Anyway I have no motives to doubt about its authenticity. K. said a lot of strange things especially when he was young. “The unadorned naked awareness that is always there, rarely heeded, is what you always have been, always will be”. This is not a news, it’s just what a number of other Indian gurus have said. I’m fine with the idea that also K. stated that.
K. strived not to create a new religion but sometimes he forgot about this and betrayed himself in making religious affirmations which could be turned into beliefs. We must not forget that is not the way to truth.

This quote by Stamp was from his autobiography as well as posted on kinfonet…it was a meeting with K shortly before he died. I see that there is a video of Stamp at Brockwood speaking about his relationship to K fairly recently

I can’t watch it because of tech problem here but look forward to seeing it.

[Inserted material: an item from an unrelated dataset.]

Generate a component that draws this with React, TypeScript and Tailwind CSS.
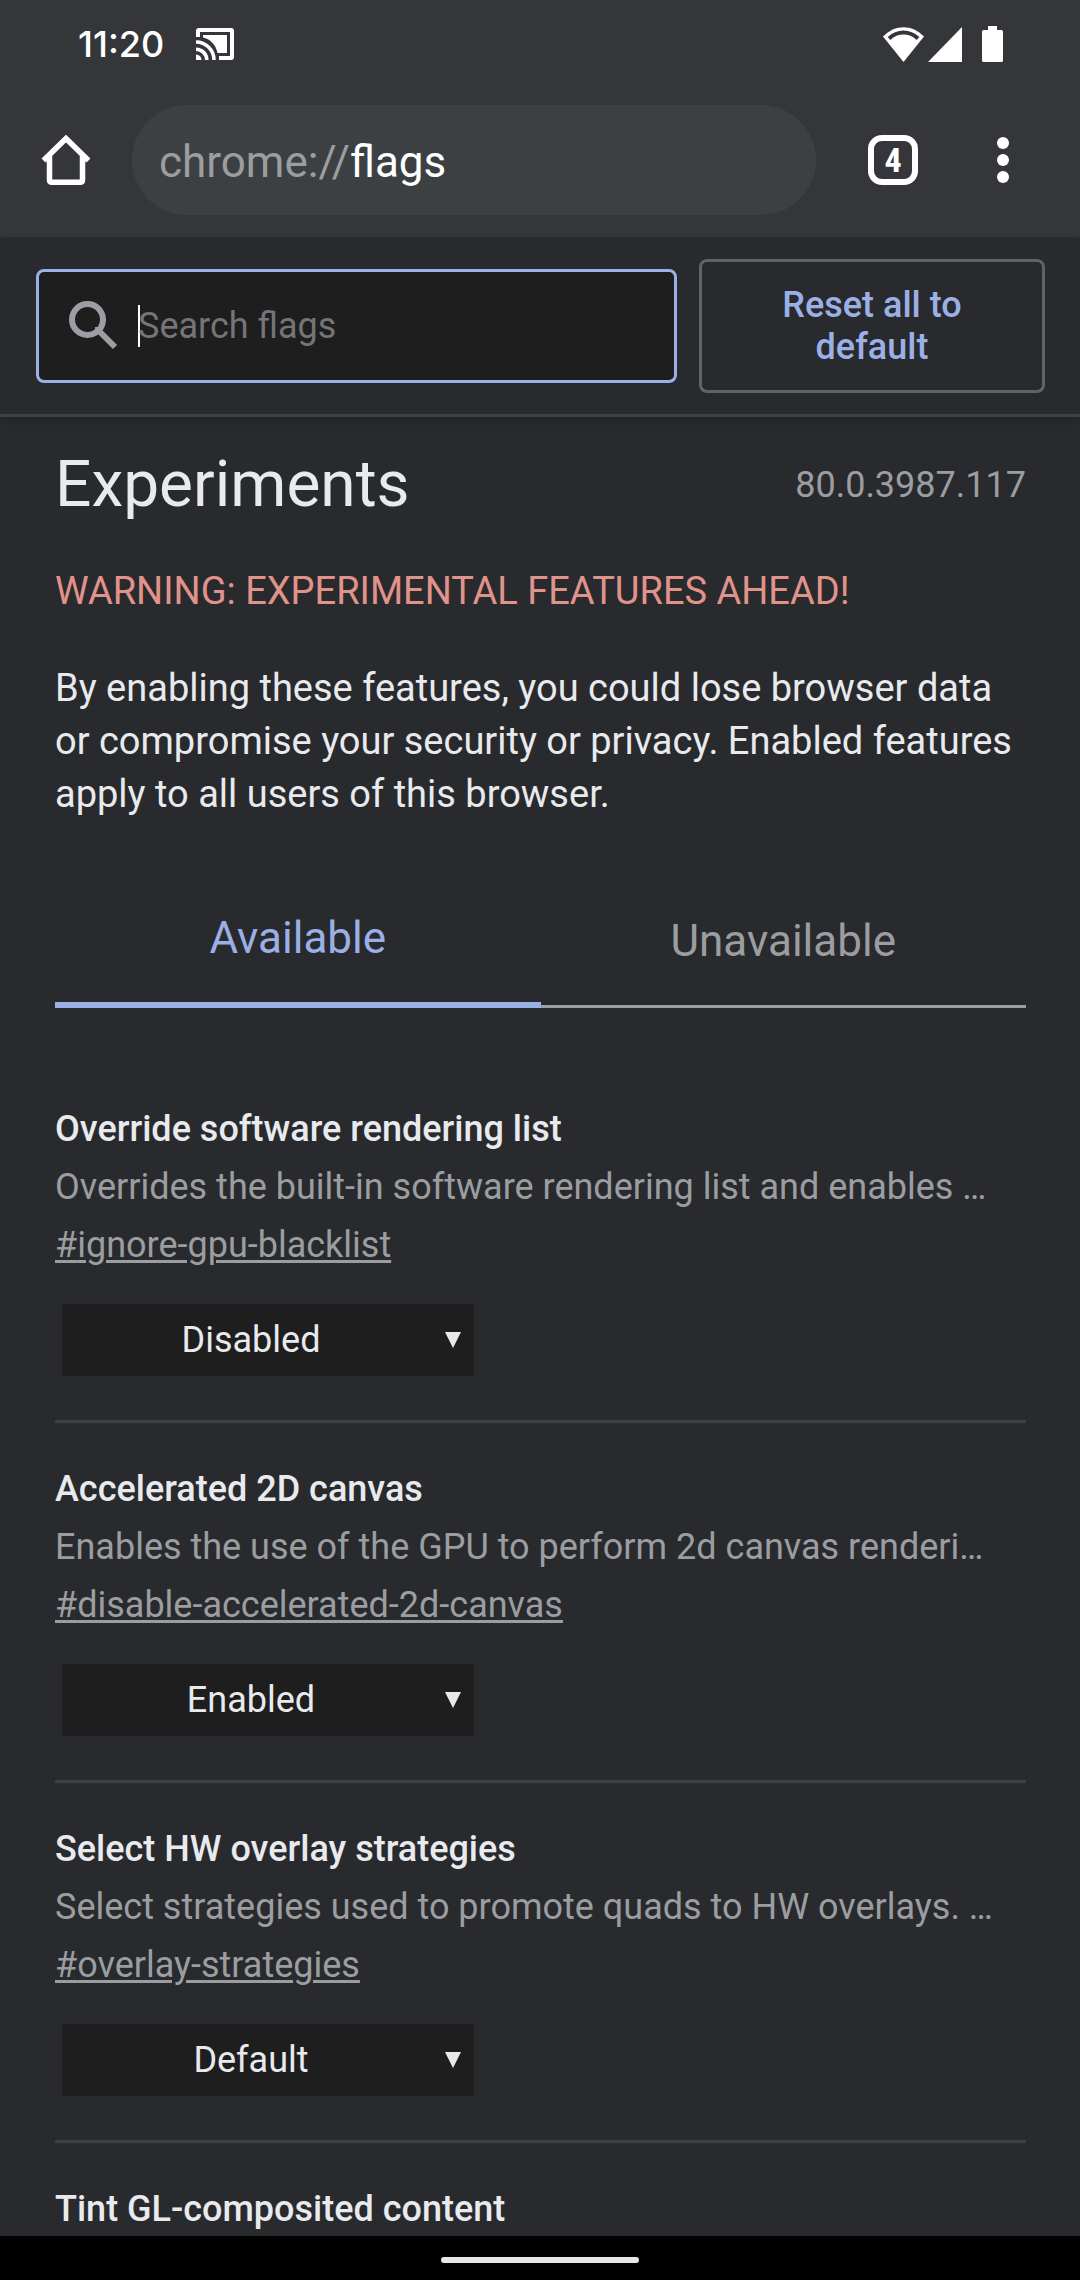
import React from "react";

type Flag = {
  id: string;
  title: string;
  description: string;
  value: string;
};

const flags: Flag[] = [
  {
    id: "ignore-gpu-blacklist",
    title: "Override software rendering list",
    description: "Overrides the built-in software rendering list and enables …",
    value: "Disabled",
  },
  {
    id: "disable-accelerated-2d-canvas",
    title: "Accelerated 2D canvas",
    description: "Enables the use of the GPU to perform 2d canvas renderi…",
    value: "Enabled",
  },
  {
    id: "overlay-strategies",
    title: "Select HW overlay strategies",
    description: "Select strategies used to promote quads to HW overlays. …",
    value: "Default",
  },
];

function CastIcon() {
  return (
    <svg width="38" height="32" viewBox="0 0 38 32" fill="#fff" aria-hidden="true">
      <path d="M3 0H35A3 3 0 0 1 38 3V29A3 3 0 0 1 35 32H23V28H34V4H4V9H0V3A3 3 0 0 1 3 0Z" />
      <path d="M7 7H31V25H21.500C20 17 14 10.500 7 9.500Z" />
      <path d="M0 26.500A5.500 5.500 0 0 1 5.500 32H0Z" />
      <path
        d="M0 21.200A10.800 10.800 0 0 1 10.800 32M0 14A18 18 0 0 1 18 32"
        fill="none"
        stroke="#fff"
        strokeWidth="3.600"
      />
    </svg>
  );
}

function WifiIcon() {
  return (
    <svg width="41" height="35" viewBox="0 0 41 35" aria-hidden="true">
      <path d="M0 9.500C12 -3 29 -3 41 9.500L20.500 35Z" fill="#fff" />
      <path d="M6 11.500C14.500 3.500 26.500 3.500 35 11.500" fill="none" stroke="#35363a" strokeWidth="4" />
    </svg>
  );
}

function SignalIcon() {
  return (
    <svg width="34" height="35" viewBox="0 0 34 35" aria-hidden="true">
      <path d="M34 0V35H0Z" fill="#fff" />
    </svg>
  );
}

function BatteryIcon() {
  return (
    <svg width="21" height="36" viewBox="0 0 21 36" aria-hidden="true">
      <path
        d="M6 0H15V4H19.500A1.500 1.500 0 0 1 21 5.500V34.500A1.500 1.500 0 0 1 19.500 36H1.500A1.500 1.500 0 0 1 0 34.500V5.500A1.500 1.500 0 0 1 1.500 4H6Z"
        fill="#fff"
      />
    </svg>
  );
}

function HomeIcon() {
  return (
    <svg width="50" height="50" viewBox="0 0 50 50" fill="none" stroke="#fff" aria-hidden="true">
      <path
        d="M2.500 25.500L25 3.500L47.500 25.500M8.500 20V45Q8.500 47.300 11 47.300H39Q41.500 47.300 41.500 45V20"
        strokeWidth="5.500"
      />
    </svg>
  );
}

function MenuDots() {
  return (
    <svg width="12" height="46" viewBox="0 0 12 46" fill="#fff" aria-hidden="true">
      <circle cx="6" cy="6" r="6" />
      <circle cx="6" cy="23" r="6" />
      <circle cx="6" cy="40" r="6" />
    </svg>
  );
}

function SearchIcon() {
  return (
    <svg width="50" height="50" viewBox="0 0 50 50" fill="none" stroke="#9b9ea3" aria-hidden="true">
      <circle cx="18.500" cy="18.500" r="15.500" strokeWidth="6" />
      <path d="M29 29L46 46" strokeWidth="6" />
      <path d="M28 31V28H31" strokeWidth="4" />
    </svg>
  );
}

function StatusBar() {
  return (
    <div className="flex h-22 items-center justify-between pr-[77px] pl-[78px]">
      <div className="flex items-center gap-8">
        <span className="font-['Inter'] text-[36px] leading-10 font-medium text-white">11:20</span>
        <CastIcon />
      </div>
      <div className="flex items-center">
        <WifiIcon />
        <span className="ml-1">
          <SignalIcon />
        </span>
        <span className="ml-5">
          <BatteryIcon />
        </span>
      </div>
    </div>
  );
}

function Toolbar() {
  return (
    <div className="flex items-center pt-[17px] pr-[71px] pb-[22px] pl-[41px]">
      <button type="button" aria-label="Home" className="shrink-0">
        <HomeIcon />
      </button>
      <div className="ml-[41px] flex h-[110px] min-w-0 flex-1 items-center rounded-full bg-[#3c4043] px-[27px] pt-1 text-[44px] leading-[52px]">
        <span className="text-[#9b9ea1]">chrome://</span>
        <span className="text-white">flags</span>
      </div>
      <button
        type="button"
        aria-label="4 open tabs"
        className="ml-[52px] flex size-[50px] shrink-0 items-center justify-center rounded-[14px] border-6 border-white font-['Roboto_Condensed','Roboto'] text-[34px] leading-9 font-bold text-white"
      >
        4
      </button>
      <button type="button" aria-label="Menu" className="ml-[79px] shrink-0">
        <MenuDots />
      </button>
    </div>
  );
}

function SearchRow() {
  return (
    <div className="flex items-center gap-[22px] border-b-3 border-[#3e4044] pt-[21px] pr-[35px] pb-[21px] pl-9 shadow-[0_2px_8px_rgba(0,0,0,0.25)]">
      <div className="flex h-[114px] min-w-0 flex-1 items-center rounded-lg border-3 border-[#9ab0e6] bg-[#1e1e1f] pl-[30px]">
        <label htmlFor="flag-search" aria-label="Search flags">
          <SearchIcon />
        </label>
        <span className="ml-[19px] h-[42px] w-[2px] shrink-0 bg-white" />
        <input
          id="flag-search"
          type="text"
          placeholder="Search flags"
          className="-ml-[2px] min-w-0 flex-1 bg-transparent text-[36px] leading-[42px] text-[#e8eaed] outline-none placeholder:text-[#757577]"
        />
      </div>
      <button
        type="button"
        className="w-[346px] shrink-0 rounded-lg border-3 border-[#606266] px-[60px] py-[22px] text-center text-[36px] leading-[42px] font-medium text-[#9ab0e6]"
      >
        Reset all to default
      </button>
    </div>
  );
}

function FlagItem({ flag }: { flag: Flag }) {
  return (
    <section className="flex flex-col border-b-3 border-[#3e4044] pb-11 text-[36px] leading-[58px]">
      <h2 className="font-medium text-[#e8eaed]" id={`${flag.id}-title`}>
        {flag.title}
      </h2>
      <p className="whitespace-nowrap text-[#9b9ea1]">{flag.description}</p>
      <a
        href={`#${flag.id}`}
        className="self-start text-[#9b9ea1] underline decoration-3 underline-offset-3"
      >
        #{flag.id}
      </a>
      <div className="relative mt-[30px] ml-[7px] w-[412px]">
        <select
          aria-labelledby={`${flag.id}-title`}
          defaultValue={flag.value}
          className="block h-[72px] w-full appearance-none bg-[#1e1e1f] pr-[34px] text-center text-[36px] leading-[42px] text-[#e8eaed]"
        >
          <option>Default</option>
          <option>Enabled</option>
          <option>Disabled</option>
        </select>
        <svg
          className="pointer-events-none absolute top-7 right-[13px]"
          width="16"
          height="16"
          viewBox="0 0 16 16"
          aria-hidden="true"
        >
          <path d="M0 0H16L8 16Z" fill="#e8eaed" />
        </svg>
      </div>
    </section>
  );
}

export default function App() {
  return (
    <div className="flex h-dvh flex-col bg-[#292a2d] font-['Roboto',sans-serif] text-[#e8eaed]">
      <header className="shrink-0 border-b border-[#2e2f33] bg-[#35363a]">
        <StatusBar />
        <Toolbar />
      </header>

      <div className="shrink-0">
        <SearchRow />
      </div>

      <main className="min-h-0 flex-1 overflow-hidden pt-[30px] pr-[54px] pl-[55px]">
        <div className="flex items-center justify-between">
          <h1 className="text-[64px] leading-[76px]">Experiments</h1>
          <span className="text-[36px] leading-[42px] text-[#9b9ea1]">80.0.3987.117</span>
        </div>
        <p className="mt-[42px] text-[38px] leading-[53px] text-[#e0938a]">
          WARNING: EXPERIMENTAL FEATURES AHEAD!
        </p>
        <p className="mt-11 text-[38px] leading-[53px]">
          By enabling these features, you could lose browser data or compromise your security or
          privacy. Enabled features apply to all users of this browser.
        </p>

        <div role="tablist" className="mt-[47px] flex text-[44px] leading-[52px]">
          <button
            type="button"
            role="tab"
            aria-selected="true"
            className="flex-1 border-b-6 border-[#9ab0e6] pt-11 pb-[38px] text-[#9ab0e6]"
          >
            Available
          </button>
          <button
            type="button"
            role="tab"
            aria-selected="false"
            className="flex-1 border-b-3 border-[#9b9ea1] pt-[46px] pb-[38px] text-[#9b9ea1]"
          >
            Unavailable
          </button>
        </div>

        <div className="mt-[92px] flex flex-col gap-[37px]">
          {flags.map((flag) => (
            <FlagItem key={flag.id} flag={flag} />
          ))}
          <h2 className="text-[36px] leading-[58px] font-medium">Tint GL-composited content</h2>
        </div>
      </main>

      <nav className="flex h-11 shrink-0 items-center justify-center bg-black pt-1" aria-label="System navigation">
        <span className="h-[6px] w-[198px] rounded-full bg-[#e8e8e8]" />
      </nav>
    </div>
  );
}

Thanks for the answer and the video. Actually I remember having watched that video long ago, but I can’t remember what he said. A good chance to watch it again.

Don’t you think it’s much better to go and look for yourself rather than trying to understand what another person has said? You have a brain, are you not aware of its needs and reactions?

I’ve pondered it thoroughly and, unlike others here, I don’t feel compelled to draw a conclusion. It’s just one more of the many things Krishnamurti said that can’t be explained without interpreting.

Sorry Inquiry, but you didn’t see my point. Look, it’s very simple. K. talked about YOUR brain, right? Therefore who can know better than you how your brain works? Why bother about interpretation of someone else words? Either you don’t feel any need for security or you do. In the first case you can reply to Dan, no I don’t agree with K. or with you, because I don’t feel this need. Finish!

Neuroscientists. If you knew how your brain works, you’d be the most extraordinary human ever to have lived.

But we are talking of simple things which each one of us can and should know! We are talking about the need for security, I can’t believe you don’t know what it is - we had another discussion on this topic remember? As I said either you feel it or you don’t, why this mistery?

Let’s take another thing. Don’t you feel the need to be loved, appreciated, cheerished? Do you need a neuroscientist to tell you if you do? The need for security is as simple as that but of course there could be the possibility that one is not aware of it. No problem.